Enforcement playbooks you can run
- Equity route: Pre-wire a business plan, management continuity letters, and a short-form vendor due diligence pack to run a quick sale or credit bid on share enforcement. Agree valuation mechanics up front to withstand challenge under financial collateral rules.
- Asset route: If licenses or regulated assets require asset sales, build a consent matrix and cut-over plan for each asset class. Expect longer runs and some value leakage to taxes and fees.
- Cross-border recognition: Post-Brexit, do not assume EU recognition of UK insolvency tools. Local-law share pledges and security reduce recognition risk.

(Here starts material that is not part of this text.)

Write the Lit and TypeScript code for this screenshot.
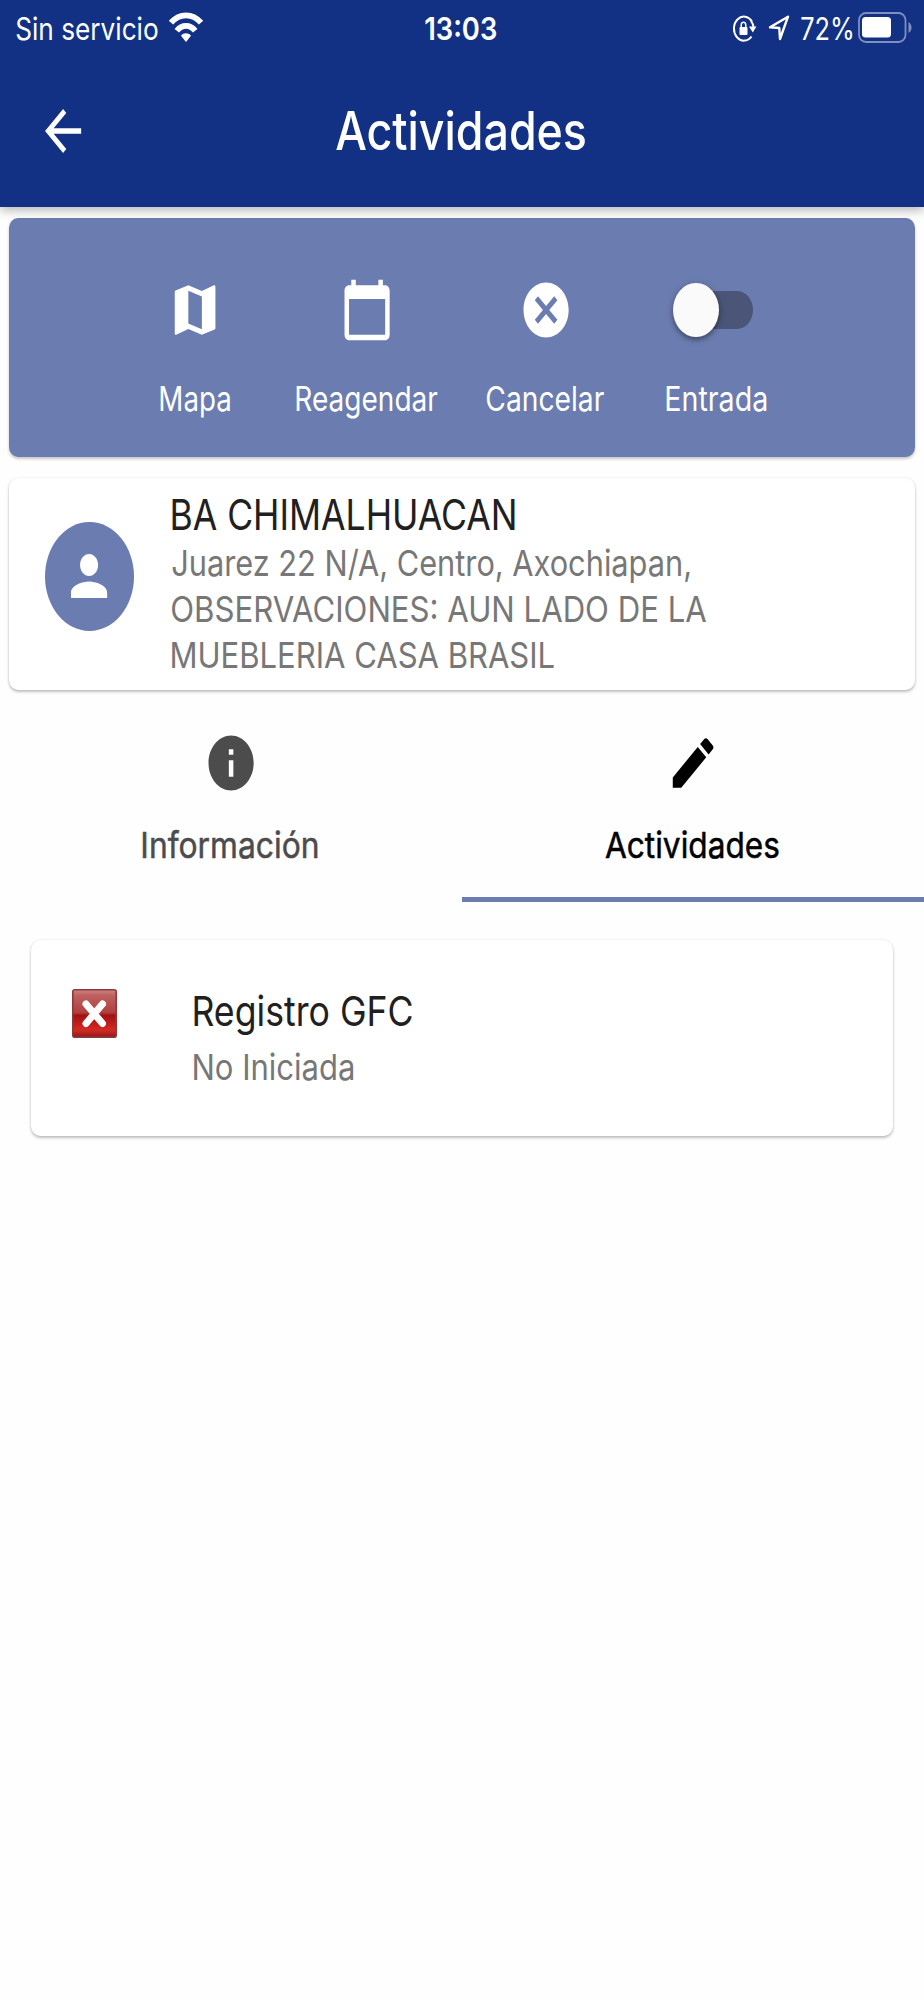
import { LitElement, html, css, svg } from "lit";
import { customElement, property, query } from "lit/decorators.js";

const ICONS: Record<string, unknown> = {
  back: svg`<path d="M20 11H7.83l5.59-5.59L12 4l-8 8 8 8 1.41-1.41L7.83 13H20v-2z"/>`,
  map: svg`<path d="M20.5 3l-.16.03L15 5.1 9 3 3.36 4.9c-.21.07-.36.25-.36.48V20.5c0 .28.22.5.5.5l.16-.03L9 18.9l6 2.1 5.64-1.9c.21-.07.36-.25.36-.48V3.5c0-.28-.22-.5-.5-.5zM15 19l-6-2.11V5l6 2.11V19z"/>`,
  calendar: svg`<path d="M20 3h-1V1h-2v2H7V1H5v2H4c-1.1 0-2 .9-2 2v16c0 1.1.9 2 2 2h16c1.1 0 2-.9 2-2V5c0-1.1-.9-2-2-2zm0 18H4V8h16v13z"/>`,
  cancel: svg`<path d="M12 2C6.47 2 2 6.47 2 12s4.47 10 10 10 10-4.47 10-10S17.53 2 12 2zm5 13.59L15.59 17 12 13.41 8.41 17 7 15.59 10.59 12 7 8.41 8.41 7 12 10.59 15.59 7 17 8.41 13.41 12 17 15.59z"/>`,
  person: svg`<path d="M12 12c2.21 0 4-1.79 4-4s-1.79-4-4-4-4 1.79-4 4 1.79 4 4 4zm0 2c-2.67 0-8 1.34-8 4v2h16v-2c0-2.66-5.33-4-8-4z"/>`,
  info: svg`<path d="M12 2C6.48 2 2 6.48 2 12s4.48 10 10 10 10-4.48 10-10S17.52 2 12 2zm1 15h-2v-6h2v6zm0-8h-2V7h2v2z"/>`,
  edit: svg`<path d="M3 17.25V21h3.75L17.81 9.94l-3.75-3.75L3 17.25zM20.71 7.04c.39-.39.39-1.02 0-1.41l-2.34-2.34c-.39-.39-1.02-.39-1.41 0l-1.83 1.83 3.75 3.75 1.83-1.83z"/>`,
};

/** Material glyph drawn in a 22pt box with the screen's taller vertical scale. */
@customElement("md-icon")
class MdIcon extends LitElement {
  @property() name = "";
  static styles = css`
    :host { display: block; width: 54.2px; height: 66px; }
    svg { display: block; width: 100%; height: 100%; fill: currentColor; }
  `;
  render() {
    return html`<svg viewBox="0 0 24 24" preserveAspectRatio="none">${ICONS[this.name]}</svg>`;
  }
}

/** One line of text condensed so that its ink spans exactly \`width\` pixels. */
@customElement("fit-text")
class FitText extends LitElement {
  @property({ type: Number }) width = 100;
  @query("span") span!: HTMLSpanElement;
  static styles = css`
    :host { display: block; white-space: nowrap; }
    span { display: inline-block; transform-origin: 0 50%; vertical-align: top; }
  `;
  render() {
    return html`<span><slot></slot></span>`;
  }
  async firstUpdated() {
    this.fit();
    await document.fonts.ready;
    this.fit();
  }
  fit() {
    const cs = getComputedStyle(this);
    const ctx = document.createElement("canvas").getContext("2d")!;
    ctx.font = `${cs.fontWeight} ${cs.fontSize} ${cs.fontFamily}`;
    const m = ctx.measureText((this.textContent || "").trim());
    const k = this.width / (m.actualBoundingBoxLeft + m.actualBoundingBoxRight);
    this.style.width = `${this.width}px`;
    this.span.style.transform = `translateX(${m.actualBoundingBoxLeft * k}px) scaleX(${k})`;
  }
}

@customElement("app-root")
class AppRoot extends LitElement {
  static styles = css`
    :host {
      display: block; width: 924px; height: 2000px; overflow: hidden;
      background: #fefefe; font-family: Inter, "Liberation Sans", sans-serif; color: #202020;
    }
    * { box-sizing: border-box; }
    svg { display: block; }
    header {
      height: 206.5px; background: #123185; color: #fff; position: relative;
      box-shadow: 0 3px 10px rgba(0, 0, 0, 0.3);
    }
    .status { display: grid; grid-template-columns: 425px 71.5px 1fr; height: 59px; padding: 0 12px 0 0; font-size: 31.4px; line-height: 59px; }
    .left, .right { display: flex; }
    .left { padding-left: 15.5px; }
    .right { justify-content: flex-end; }
    .time { font-weight: 600; }
    .wifi { margin: 11.5px 0 0 11.5px; }
    .lock { margin: 15px 11px 0 0; }
    .loc { margin: 15px 10.5px 0 0; }
    .bat { margin: 12px 0 0 6px; }
    .bar { display: grid; grid-template-columns: 335.5px 1fr; height: 144px; align-items: center; }
    .bar md-icon { margin-left: 35.7px; }
    .title { font-size: 53.4px; font-weight: 500; line-height: 66px; }
    .actions {
      display: flex; margin: 11px 9px 0; height: 239px; border-radius: 9px / 10px;
      background: #6b7cb0; color: #fff; padding: 59.5px 0 0 151px;
      font-size: 34px; line-height: 44px; box-shadow: 0 2px 3px rgba(0, 0, 0, 0.22);
    }
    .act { display: flex; flex-direction: column; align-items: center; gap: 33.5px; }
    .act + .act { margin-left: var(--gap); }
    .g1 { --gap: 66px; }
    .g2 { --gap: 49px; }
    .g3 { --gap: 61px; }
    .switch { display: grid; width: 80px; height: 66px; align-items: center; margin-left: -5px; }
    .track { grid-area: 1 / 1; height: 38px; margin-left: 8px; border-radius: 16px / 19px; background: #4a5578; }
    .knob {
      grid-area: 1 / 1; width: 45.5px; height: 54.5px; border-radius: 50%; background: #fafafa; z-index: 1;
      box-shadow: 0 3px 5px rgba(0, 0, 0, 0.35), 0 1px 8px rgba(0, 0, 0, 0.12);
    }
    .card {
      display: flex; background: #fff; border-radius: 9px / 10px;
      box-shadow: 0 2px 3px rgba(0, 0, 0, 0.24), 0 0 2px rgba(0, 0, 0, 0.12);
    }
    .client { margin: 21.5px 9px 0; height: 212px; padding-left: 36px; }
    .avatar {
      width: 89px; height: 109.5px; margin-top: 43.5px; border-radius: 50%;
      background: #6b7cb0; color: #fff; display: grid; place-items: center;
    }
    .lines { margin-left: 37.7px; padding-top: 9px; }
    .name { font-size: 42px; line-height: 56px; margin-bottom: -3px; }
    .addr { font-size: 36px; line-height: 46px; color: #777; }
    .tabs { display: grid; grid-template-columns: 1fr 1fr; height: 212px; }
    .tab {
      display: flex; flex-direction: column; align-items: center; gap: 26px; padding-top: 39.5px;
      color: #4c4c4c; font-size: 36px; line-height: 46px; border-bottom: 5.5px solid transparent;
      -webkit-text-stroke: 0.5px currentColor;
    }
    .tab fit-text { margin-left: -2px; }
    .on { color: #000; border-color: #6b7cb0; }
    .task { margin: 38px 31px 0; height: 196px; padding-left: 40.5px; }
    .flag { margin-top: 48.5px; }
    .info { margin-left: 77.5px; padding-top: 43px; }
    .tname { font-size: 41.5px; line-height: 56px; }
    .state { font-size: 36px; line-height: 46px; margin-top: 5px; color: #777; }
  `;

  render() {
    return html`
      <header>
        <div class="status">
          <div class="left">
            <fit-text width="142">Sin servicio</fit-text>
            <svg class="wifi" width="34" height="31" viewBox="0 0 34 31">
              <g fill="none" stroke="#fff" stroke-width="5.8">
                <path d="M2 10.7C10.5 .8 23.500 .8 32 10.700"/>
                <path d="M7.800 18.800C13 12.300 21 12.300 26.200 18.800"/>
              </g>
              <path d="M17 30l-5-6.300c2.800-3.200 7.200-3.200 10 0z" fill="#fff"/>
            </svg>
          </div>
          <fit-text class="time" width="71.5">13:03</fit-text>
          <div class="right">
            <svg class="lock" width="25" height="28" viewBox="0 0 25 28">
              <path d="M20 6.500A10 12 0 1 0 19.500 21.500" fill="none" stroke="#fff" stroke-width="2"/>
              <path d="M19 6Q21.300 9 21.500 12" fill="none" stroke="#fff" stroke-width="2"/>
              <path d="M17 11.500h7.500l-3.700 6z" fill="#fff"/>
              <rect x="7.500" y="12" width="8" height="8" rx="1" fill="#fff"/>
              <path d="M9.200 12.500v-2.200c0-4 4.600-4 4.600 0v2.200" fill="none" stroke="#fff" stroke-width="1.500"/>
            </svg>
            <svg class="loc" width="22" height="26" viewBox="0 0 22 26">
              <path d="M20 1.700L2 12.300l9.300.7.700 11z" fill="none" stroke="#fff" stroke-width="2.400" stroke-linejoin="round"/>
            </svg>
            <fit-text width="51.5">72%</fit-text>
            <svg class="bat" width="54" height="31" viewBox="0 0 54 31">
              <rect x="1" y="1" width="46.500" height="29" rx="7" fill="none" stroke="#8090bd" stroke-width="1.800"/>
              <rect x="4" y="5" width="29" height="20.500" rx="3.500" fill="#fff"/>
              <path d="M50.500 10v11q3-2 3-5.500t-3-5.500z" fill="#8090bd"/>
            </svg>
          </div>
        </div>
        <div class="bar">
          <md-icon name="back"></md-icon>
          <fit-text class="title" width="249.500">Actividades</fit-text>
        </div>
      </header>
      <section class="actions">
        <div class="act"><md-icon name="map"></md-icon><fit-text width="70">Mapa</fit-text></div>
        <div class="act g1"><md-icon name="calendar"></md-icon><fit-text width="142">Reagendar</fit-text></div>
        <div class="act g2"><md-icon name="cancel"></md-icon><fit-text width="117.500">Cancelar</fit-text></div>
        <div class="act g3">
          <div class="switch"><div class="track"></div><div class="knob"></div></div>
          <fit-text width="100.500">Entrada</fit-text>
        </div>
      </section>
      <section class="card client">
        <div class="avatar"><md-icon name="person"></md-icon></div>
        <div class="lines">
          <fit-text class="name" width="342.500">BA CHIMALHUACAN</fit-text>
          <fit-text class="addr" width="518">Juarez 22 N/A, Centro, Axochiapan,</fit-text>
          <fit-text class="addr" width="534">OBSERVACIONES: AUN LADO DE LA</fit-text>
          <fit-text class="addr" width="382">MUEBLERIA CASA BRASIL</fit-text>
        </div>
      </section>
      <nav class="tabs">
        <div class="tab"><md-icon name="info"></md-icon><fit-text width="174.500">Información</fit-text></div>
        <div class="tab on"><md-icon name="edit"></md-icon><fit-text width="174">Actividades</fit-text></div>
      </nav>
      <section class="card task">
        <svg class="flag" width="45" height="49" viewBox="0 0 45 49">
          <defs>
            <linearGradient id="r" x1="0" y1="0" x2="0" y2="1">
              <stop offset="0" stop-color="#cc8585"/><stop offset=".12" stop-color="#c06060"/>
              <stop offset=".48" stop-color="#b04040"/><stop offset=".54" stop-color="#a31212"/>
              <stop offset=".85" stop-color="#d32a22"/><stop offset="1" stop-color="#8a1a1a"/>
            </linearGradient>
          </defs>
          <rect x=".8" y=".8" width="43.400" height="47.400" rx="2" fill="url(#r)" stroke="#8c3a3c" stroke-width="1.600"/>
          <path d="M14 15l16.500 19.500M30.500 15l-16.500 19.500" stroke="#fff" stroke-width="7" stroke-linecap="round"/>
        </svg>
        <div class="info">
          <fit-text class="tname" width="218.500">Registro GFC</fit-text>
          <fit-text class="state" width="159.500">No Iniciada</fit-text>
        </div>
      </section>
    `;
  }
}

A simple cost-to-recovery filter
As an extra lens, apply a quick filter before adding any asset to the package. If you cannot check all three boxes, rethink the asset.

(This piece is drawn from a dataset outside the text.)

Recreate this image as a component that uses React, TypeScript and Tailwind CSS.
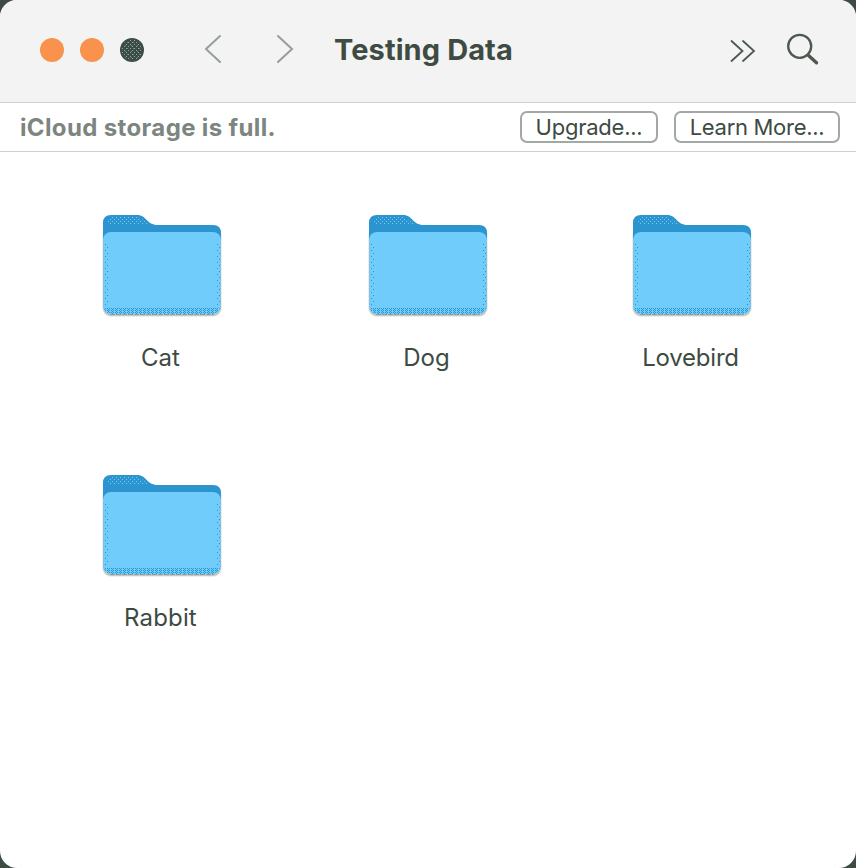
import React from "react";

const folders = [
  { name: "Cat", tracking: "tracking-[0.1px]" },
  { name: "Dog", tracking: "tracking-[0.1px]" },
  { name: "Lovebird", tracking: "tracking-[-0.2px]" },
  { name: "Rabbit", tracking: "tracking-[0.15px]" },
];

function FolderIcon() {
  return (
    <svg width="124" height="108" viewBox="0 0 124 108" aria-hidden="true">
      <defs>
        <pattern id="tab-dots" width="4" height="4" patternUnits="userSpaceOnUse">
          <rect x="0" y="0" width="1" height="1" fill="#70ccfa" />
          <rect x="2" y="2" width="1" height="1" fill="#70ccfa" />
        </pattern>
        <pattern id="side-dots" width="4" height="6" patternUnits="userSpaceOnUse">
          <rect x="1" y="1" width="1" height="1" fill="#2c94ce" />
          <rect x="3" y="4" width="1" height="1" fill="#2c94ce" />
        </pattern>
        <pattern id="base-dots" width="4" height="2" patternUnits="userSpaceOnUse">
          <rect x="0" y="0" width="1" height="1" fill="#2c94ce" />
          <rect x="1" y="1" width="1" height="1" fill="#2c94ce" />
          <rect x="3" y="1" width="1" height="1" fill="#2c94ce" />
        </pattern>
        <pattern id="edge-dots" width="1" height="3" patternUnits="userSpaceOnUse">
          <rect width="1" height="1" fill="#b9a39a" />
        </pattern>
      </defs>
      <rect x="2" y="14" width="120" height="90" rx="9" fill="#eceeee" />
      <rect x="3" y="20" width="118" height="83" rx="8" fill="#c3c7c5" />
      <path d="M3 30V10Q3 2 11 2H37C47 2 46 12 58 12H113Q121 12 121 20V50H3Z" fill="#2c94ce" />
      <path d="M7 10Q8 4 13 4H37Q43 6 48 11H7Z" fill="url(#tab-dots)" />
      <rect x="3" y="19" width="118" height="82" rx="8" fill="#70ccfa" />
      <path d="M4 29h4v65H4zM116 29h4v65h-4z" fill="url(#side-dots)" />
      <path d="M4 95H120L118 98Q115 101 111 101H13Q8 101 5 98Z" fill="url(#base-dots)" />
      <path d="M3 29h1v65H3zM120 29h1v65h-1z" fill="url(#edge-dots)" />
      <path d="M10 101.5H114" stroke="#8a9ca4" strokeDasharray="5 1" />
    </svg>
  );
}

export default function App() {
  return (
    <div className="h-[868px] w-[856px] overflow-hidden bg-[#3d4b42] font-['Inter','Liberation_Sans',sans-serif] text-[#3d4b42]">
      <main className="flex h-full flex-col overflow-hidden rounded-[17px] bg-white">
        <header className="flex h-[103px] shrink-0 items-start border-b border-[#cdd2d1] bg-[#f3f3f3]">
          <div className="ml-10 mt-[38px] flex gap-4">
            <span className="size-6 rounded-full bg-[#f9924d]" />
            <span className="size-6 rounded-full bg-[#f9924d]" />
            <svg width="24" height="24" viewBox="0 0 24 24" aria-hidden="true">
              <defs>
                <pattern id="light-dots" width="4" height="4" patternUnits="userSpaceOnUse">
                  <rect x="0" y="0" width="1" height="1" fill="#9aa19d" />
                  <rect x="2" y="2" width="1" height="1" fill="#9aa19d" />
                </pattern>
                <pattern id="blue-dots" width="6" height="6" patternUnits="userSpaceOnUse">
                  <rect x="1" y="4" width="1" height="1" fill="#2c94ce" />
                  <rect x="5" y="1" width="1" height="1" fill="#2c94ce" />
                </pattern>
              </defs>
              <circle cx="12" cy="12" r="12" fill="#3d4b42" />
              <circle cx="12" cy="12" r="10.5" fill="url(#light-dots)" />
              <circle cx="12" cy="12" r="10.5" fill="url(#blue-dots)" />
            </svg>
          </div>
          <svg className="ml-[60px] mt-[34px]" width="90" height="30" fill="none" stroke="#969e9a" strokeWidth="2" strokeLinecap="round" aria-hidden="true">
            <path d="M16 2L2 15L16 28M74 2L88 15L74 28" />
          </svg>
          <h1 className="ml-[40px] mt-[32px] w-[191px] whitespace-nowrap text-[29px] leading-9 font-bold tracking-[0.1px]">Testing Data</h1>
          <svg className="ml-[205px] mt-[38px]" width="26" height="26" fill="none" stroke="#4c5850" strokeWidth="1.8" strokeLinecap="round" aria-hidden="true">
            <path d="M1.5 3L12.5 13L1.5 23M13 3L24 13L13 23" />
          </svg>
          <svg className="ml-[30px] mt-[33px]" width="34" height="34" fill="none" stroke="#4c5850" strokeWidth="2.3" aria-hidden="true">
            <circle cx="13.7" cy="13.3" r="11.5" />
            <path d="M22.5 22.5L30.5 29.8" strokeWidth="3.4" strokeLinecap="round" />
          </svg>
        </header>
        <section className="flex h-[49px] shrink-0 items-center border-b border-[#cdd2d1] pl-5 pr-4">
          <p className="mt-0.5 whitespace-nowrap text-[24px] leading-8 font-bold tracking-[0.36px] text-[#7c8580]">iCloud storage is full.</p>
          <button className="ml-auto h-8 w-[138px] whitespace-nowrap rounded-[7px] border-2 border-[#a2a9a5] text-[22px] leading-7 tracking-[-0.25px]">Upgrade...</button>
          <button className="ml-4 h-8 w-[166px] whitespace-nowrap rounded-[7px] border-2 border-[#a2a9a5] text-[22px] leading-7 tracking-[-0.3px]">Learn More...</button>
        </section>
        <section className="grid grid-cols-[266px_266px_262px] auto-rows-[260px] pl-[29px] pt-[61px]">
          {folders.map(({ name, tracking }) => (
            <div key={name} className="flex flex-col items-center">
              <FolderIcon />
              <span className={`mr-[3px] mt-[21px] text-[24px] leading-8 ${tracking}`}>{name}</span>
            </div>
          ))}
        </section>
      </main>
    </div>
  );
}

- Speed to control: Can you perfect in under 30 days and enforce without court where default probability is non-trivial in the hold period?
- Cash adjacency: Does the asset either generate cash or gatekeep collections, such as accounts, receivables, or operating-company shares?
- Tax friction: Are taxes and duties under 0.5 percent of the secured amount in the relevant jurisdiction, or is the asset strategically essential?
This rule of thumb increases close certainty and avoids spending heavily on collateral that is slow or weak at enforcement.
Closing Thoughts
Build the net where the cash is. A targeted security package and guarantees stack gives lenders leverage in distress while keeping closing friction manageable. Upstream guarantees help, but only if boards paper corporate benefit and caps with care. Price the legal architecture at term sheet and align filings early, and you will avoid surprises later.